Continuing the theme of films that are of the season but not seasonal, I watched some thrillers.
On Her Majesty’s Secret Service is the only James Bond film starring George Lazenby as Bond it’s also the only one where the Bond Girl gets 007, albeit with tragic results in the end.
This Bond film has a slower pace than most focusing on the romance Bond and the Contessa Treresa di Vincenzo, Played by Diana Rigg (though that doesn’t stop him from going after every other character in a skirt (other than Bloeeld’s right hand woman Frau Irma Bunt)) After that I’t all about Bond trying to infiltrate Blofeld’s (this time played by Telly Savalis) lair disguised as a genealogist in order to prevent Bloefeld’s latest convoluted blackmail scheme to threaten the world, this time using a bioweapon transported by brainwashed fashion models.
All of this leads to some entertaining action scenes and high speed chases on skis and bobsleds but all in good fun. For the most part this was a nice piece of fluff. I’m not sure completely what I thought of Lazenby as Bond… to a certain extent not being familiar with him had his disguise work on me when he first appears as the genealogist… But otherwise I don’t think I had a problem with him.
I find it interesting the number of films I first heard of in a collection of Mad Magazine Parodies by Jack Davis growing up. So for years all I knew about The French Connection was an exaggerated portrayal of Gene Hackman’s performance of Jimmy “Popeye” Doyle playing up every bit of loudmouthed racism the character has. Mind you the character is no saint and it’s almost a tribute to Hackman’s art that he’s nearly impossible to like.

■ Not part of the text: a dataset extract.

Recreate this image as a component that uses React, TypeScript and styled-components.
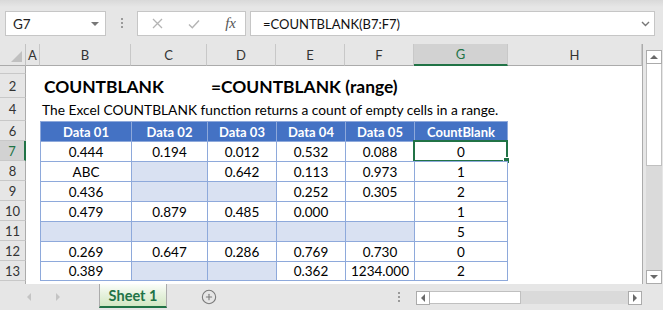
import styled, { createGlobalStyle } from "styled-components";
import { CirclePlus } from "lucide-react";

// Shared column template: row header, A..H
const COLS = "26px 14px 91px 76px 69px 69px 69px 94px 1fr";
const GREEN = "#217346";
const TABLE_LINE = "#8ea9db";

const GlobalStyle = createGlobalStyle`
  html, body {
    margin: 0;
    padding: 0;
    background: #e6e6e6;
    overflow: hidden;
  }
  body {
    font-family: Lato, "Liberation Sans", sans-serif;
  }
`;

const Frame = styled.div`
  width: 663px;
  height: 310px;
  display: flex;
  flex-direction: column;
  background: #e6e6e6;
`;

/* ---------- formula bar ---------- */

const FormulaBar = styled.div`
  height: 44px;
  box-sizing: border-box;
  display: flex;
  align-items: center;
  padding: 3px 8px 0 5px;
  background: linear-gradient(#d9d9d9 0, #e6e6e6 7px);
`;

const InputBox = styled.div<{ $width?: number }>`
  height: 25px;
  box-sizing: border-box;
  background: #fff;
  border: 1px solid #c6c6c6;
  display: flex;
  align-items: center;
  ${(p) => (p.$width ? `width: ${p.$width}px;` : "flex: 1;")}
`;

const NameText = styled.span`
  flex: 1;
  padding-left: 7px;
  font-size: 13.5px;
  color: #222;
`;

const DropTriangle = styled.span`
  width: 0;
  height: 0;
  margin-right: 6px;
  border-left: 4px solid transparent;
  border-right: 4px solid transparent;
  border-top: 4px solid #777;
`;

const VDots = styled.div`
  width: 2px;
  height: 11px;
  background-image: linear-gradient(#9a9a9a 50%, transparent 50%);
  background-size: 2px 4px;
`;

const BarDots = styled(VDots)`
  margin: 0 14px 0 15px;
`;

const FxIcons = styled.div`
  flex: 1;
  display: flex;
  align-items: center;
  justify-content: space-between;
  padding: 0 9px 0 14px;
`;

const FxText = styled.span`
  font-family: "Liberation Serif", serif;
  font-style: italic;
  font-size: 15px;
  color: #555;
`;

const FormulaText = styled.span`
  flex: 1;
  padding-left: 12px;
  font-size: 13px;
  color: #111;
`;

/* ---------- sheet ---------- */

const Body = styled.div`
  height: 240px;
  display: flex;
`;

const Sheet = styled.div`
  width: 643px;
  box-sizing: border-box;
  border-right: 1px solid #ababab;
  background: #fff;
  display: flex;
  flex-direction: column;
  overflow: hidden;
`;

const SheetRow = styled.div<{ $h: number }>`
  display: grid;
  grid-template-columns: ${COLS};
  height: ${(p) => p.$h}px;
  flex: none;
`;

const Corner = styled.div`
  background: #e6e6e6;
  border-right: 1px solid #c2c2c2;
  border-bottom: 1px solid #ababab;
  position: relative;
  &::after {
    content: "";
    position: absolute;
    right: 3px;
    bottom: 3px;
    border-left: 11px solid transparent;
    border-bottom: 11px solid #c0c0c0;
  }
`;

const ColHead = styled.div<{ $active?: boolean }>`
  background: ${(p) => (p.$active ? "#d2d2d2" : "#e6e6e6")};
  color: ${(p) => (p.$active ? GREEN : "#333")};
  border-right: 1px solid #c8c8c8;
  border-bottom: ${(p) => (p.$active ? `2px solid ${GREEN}` : "1px solid #ababab")};
  display: flex;
  align-items: center;
  justify-content: center;
  font-size: 13px;
`;

const RowHead = styled.div<{ $active?: boolean }>`
  background: ${(p) => (p.$active ? "#d2d2d2" : "#e6e6e6")};
  color: ${(p) => (p.$active ? GREEN : "#333")};
  border-bottom: 1px solid #c8c8c8;
  border-right: ${(p) => (p.$active ? `2px solid ${GREEN}` : "1px solid #ababab")};
  display: flex;
  align-items: center;
  justify-content: center;
  font-size: 13px;
  overflow: hidden;
`;

const Empty = styled.div``;

const Title = styled.div<{ $span: number }>`
  grid-column: span ${(p) => p.$span};
  display: flex;
  align-items: center;
  padding-left: 4px;
  font-size: 17.4px;
  font-weight: 700;
  color: #000;
  white-space: nowrap;
`;

const Desc = styled.div`
  grid-column: span 7;
  display: flex;
  align-items: center;
  padding-left: 2px;
  font-size: 13.75px;
  color: #000;
  white-space: nowrap;
`;

type Kind = "head" | "blank" | "value";

const TCell = styled.div<{ $kind: Kind; $lastCol?: boolean; $lastRow?: boolean }>`
  position: relative;
  display: flex;
  align-items: center;
  justify-content: center;
  font-size: ${(p) => (p.$kind === "head" ? 13 : 13.5)}px;
  border-left: 1px solid ${TABLE_LINE};
  border-top: 1px solid ${TABLE_LINE};
  border-right: ${(p) => (p.$lastCol ? `1px solid ${TABLE_LINE}` : "none")};
  border-bottom: ${(p) => (p.$lastRow ? `1px solid ${TABLE_LINE}` : "none")};
  background: ${(p) => (p.$kind === "head" ? "#4472c4" : p.$kind === "blank" ? "#d9e1f2" : "#fff")};
  color: ${(p) => (p.$kind === "head" ? "#fff" : "#000")};
  font-weight: ${(p) => (p.$kind === "head" ? 700 : 400)};
`;

const Selection = styled.div`
  position: absolute;
  left: -2px;
  top: -2px;
  right: -1px;
  bottom: -1px;
  border: 2px solid ${GREEN};
  pointer-events: none;
  &::after {
    content: "";
    position: absolute;
    right: -4px;
    bottom: -4px;
    width: 5px;
    height: 5px;
    background: ${GREEN};
    border: 1px solid #fff;
  }
`;

/* ---------- scrollbars ---------- */

const VScroll = styled.div`
  width: 20px;
  display: flex;
  flex-direction: column;
  padding: 6px 1px 0 3px;
  box-sizing: border-box;
  background: #e6e6e6;
`;

const ScrollBtn = styled.div<{ $size: number }>`
  flex: none;
  width: ${(p) => p.$size}px;
  height: 14px;
  box-sizing: border-box;
  background: #fff;
  border: 1px solid #ababab;
  display: flex;
  align-items: center;
  justify-content: center;
`;

const VThumb = styled.div`
  height: 102px;
  background: #fff;
  border: 1px solid #c0c0c0;
  border-top: none;
  box-sizing: border-box;
`;

const VTrack = styled.div`
  flex: 1;
  background: #dadada;
`;

const Arrow = styled.span<{ $dir: "up" | "down" | "left" | "right"; $color?: string }>`
  width: 0;
  height: 0;
  ${(p) => {
    const c = p.$color || "#6a6a6a";
    switch (p.$dir) {
      case "up":
        return `border-left:4px solid transparent;border-right:4px solid transparent;border-bottom:4px solid ${c};`;
      case "down":
        return `border-left:4px solid transparent;border-right:4px solid transparent;border-top:4px solid ${c};`;
      case "left":
        return `border-top:4px solid transparent;border-bottom:4px solid transparent;border-right:4px solid ${c};`;
      default:
        return `border-top:4px solid transparent;border-bottom:4px solid transparent;border-left:4px solid ${c};`;
    }
  }}
`;

/* ---------- tab bar ---------- */

const TabBar = styled.div`
  height: 26px;
  display: flex;
  align-items: center;
`;

const NavArrow = styled.div<{ $gap: number }>`
  margin-left: ${(p) => p.$gap}px;
  display: flex;
`;

const SheetTab = styled.div`
  align-self: flex-start;
  margin-left: 39px;
  width: 68px;
  height: 24px;
  box-sizing: border-box;
  border-left: 1px solid #ababab;
  border-right: 1px solid #ababab;
  border-bottom: 2px solid ${GREEN};
  background: linear-gradient(#fbfdf9 0%, #e7f2df 45%, #d3e8c4 100%);
  display: flex;
  align-items: center;
  justify-content: center;
  font-size: 14.5px;
  font-weight: 700;
  color: ${GREEN};
`;

const AddSheet = styled.div`
  margin-left: 34px;
  display: flex;
  color: #7a7a7a;
`;

const TabDots = styled(VDots)`
  margin-left: 181px;
`;

const HScroll = styled.div`
  margin-left: 16px;
  width: 226px;
  height: 13px;
  display: flex;
`;

const HThumb = styled.div`
  width: 91px;
  background: #fff;
  border: 1px solid #c0c0c0;
  border-left: none;
  box-sizing: border-box;
`;

const HTrack = styled.div`
  flex: 1;
  background: #dadada;
`;

/* ---------- data ---------- */

const letters = ["A", "B", "C", "D", "E", "F", "G", "H"];
const heads = ["Data 01", "Data 02", "Data 03", "Data 04", "Data 05", "CountBlank"];

// null = empty input cell (shaded), "" = empty formula result (white)
const data: { n: number; cells: (string | null)[] }[] = [
  { n: 7, cells: ["0.444", "0.194", "0.012", "0.532", "0.088", "0"] },
  { n: 8, cells: ["ABC", null, "0.642", "0.113", "0.973", "1"] },
  { n: 9, cells: ["0.436", null, null, "0.252", "0.305", "2"] },
  { n: 10, cells: ["0.479", "0.879", "0.485", "0.000", "", "1"] },
  { n: 11, cells: [null, null, null, null, null, "5"] },
  { n: 12, cells: ["0.269", "0.647", "0.286", "0.769", "0.730", "0"] },
  { n: 13, cells: ["0.389", null, null, "0.362", "1234.000", "2"] },
];

const XIcon = () => (
  <svg width="11" height="11" viewBox="0 0 11 11">
    <path d="M1 1L10 10M10 1L1 10" stroke="#b4b4b4" strokeWidth="1.3" fill="none" />
  </svg>
);

const CheckIcon = () => (
  <svg width="12" height="10" viewBox="0 0 12 10">
    <path d="M1 5.5L4.3 8.7L11 1.5" stroke="#b4b4b4" strokeWidth="1.4" fill="none" />
  </svg>
);

const Chevron = () => (
  <svg width="9" height="6" viewBox="0 0 9 6" style={{ marginRight: 4 }}>
    <path d="M1 1L4.5 4.5L8 1" stroke="#777" strokeWidth="1.4" fill="none" />
  </svg>
);

export default function App() {
  return (
    <Frame>
      <GlobalStyle />
      <FormulaBar>
        <InputBox $width={101}>
          <NameText>G7</NameText>
          <DropTriangle />
        </InputBox>
        <BarDots />
        <InputBox $width={109}>
          <FxIcons>
            <XIcon />
            <CheckIcon />
            <FxText>fx</FxText>
          </FxIcons>
        </InputBox>
        <InputBox style={{ marginLeft: 4 }}>
          <FormulaText>=COUNTBLANK(B7:F7)</FormulaText>
          <Chevron />
        </InputBox>
      </FormulaBar>

      <Body>
        <Sheet>
          <SheetRow $h={22}>
            <Corner />
            {letters.map((l) => (
              <ColHead key={l} $active={l === "G"}>
                {l}
              </ColHead>
            ))}
          </SheetRow>

          <SheetRow $h={8}>
            <RowHead />
          </SheetRow>

          <SheetRow $h={24}>
            <RowHead>2</RowHead>
            <Empty />
            <Title $span={2}>COUNTBLANK</Title>
            <Title $span={5}>=COUNTBLANK (range)</Title>
          </SheetRow>

          <SheetRow $h={23}>
            <RowHead>4</RowHead>
            <Empty />
            <Desc>The Excel COUNTBLANK function returns a count of empty cells in a range.</Desc>
          </SheetRow>

          <SheetRow $h={20}>
            <RowHead>6</RowHead>
            <Empty />
            {heads.map((h, i) => (
              <TCell key={h} $kind="head" $lastCol={i === heads.length - 1}>
                {h}
              </TCell>
            ))}
          </SheetRow>

          {data.map((row, r) => (
            <SheetRow key={row.n} $h={20}>
              <RowHead $active={row.n === 7}>{row.n}</RowHead>
              <Empty />
              {row.cells.map((c, i) => (
                <TCell
                  key={i}
                  $kind={c === null ? "blank" : "value"}
                  $lastCol={i === row.cells.length - 1}
                  $lastRow={r === data.length - 1}
                >
                  {c}
                  {row.n === 7 && i === 5 && <Selection />}
                </TCell>
              ))}
            </SheetRow>
          ))}

          <SheetRow $h={10}>
            <RowHead />
          </SheetRow>
        </Sheet>

        <VScroll>
          <ScrollBtn $size={16}>
            <Arrow $dir="up" />
          </ScrollBtn>
          <VThumb />
          <VTrack />
          <ScrollBtn $size={16}>
            <Arrow $dir="down" />
          </ScrollBtn>
        </VScroll>
      </Body>

      <TabBar>
        <NavArrow $gap={27}>
          <Arrow $dir="left" $color="#c4c4c4" />
        </NavArrow>
        <NavArrow $gap={25}>
          <Arrow $dir="right" $color="#c4c4c4" />
        </NavArrow>
        <SheetTab>Sheet 1</SheetTab>
        <AddSheet>
          <CirclePlus size={16} strokeWidth={1.6} />
        </AddSheet>
        <TabDots />
        <HScroll>
          <ScrollBtn $size={14}>
            <Arrow $dir="left" />
          </ScrollBtn>
          <HThumb />
          <HTrack />
          <ScrollBtn $size={14}>
            <Arrow $dir="right" />
          </ScrollBtn>
        </HScroll>
      </TabBar>
    </Frame>
  );
}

Loosely based on a true story about one of the greatest drug busts in American History, the plot starts with Doyle and “Cloudy” Russo played by Roy Schneider stumbling over a huge smuggling operation based in Marseilles France. From there we have them bulldozing their way through the case finally breaking it wide open (even though nearly everyone gets away or off in the end)
This was an incredible film to watch that I seriously doubt could be made today. The Hackman’s Doyle is one of the great antihero’s in American film, bombastic, slovenly,racist but perversely charming. I found myself frequently cringing over some of the things he does as a seventies “cowboy cop” even though he miraculously succeeding by the end of the film.
All in all I found myself fascinated all the way through with it’s wonderful portrayal of the underside of seventies New York contrasted with the old world charm of Marseilles.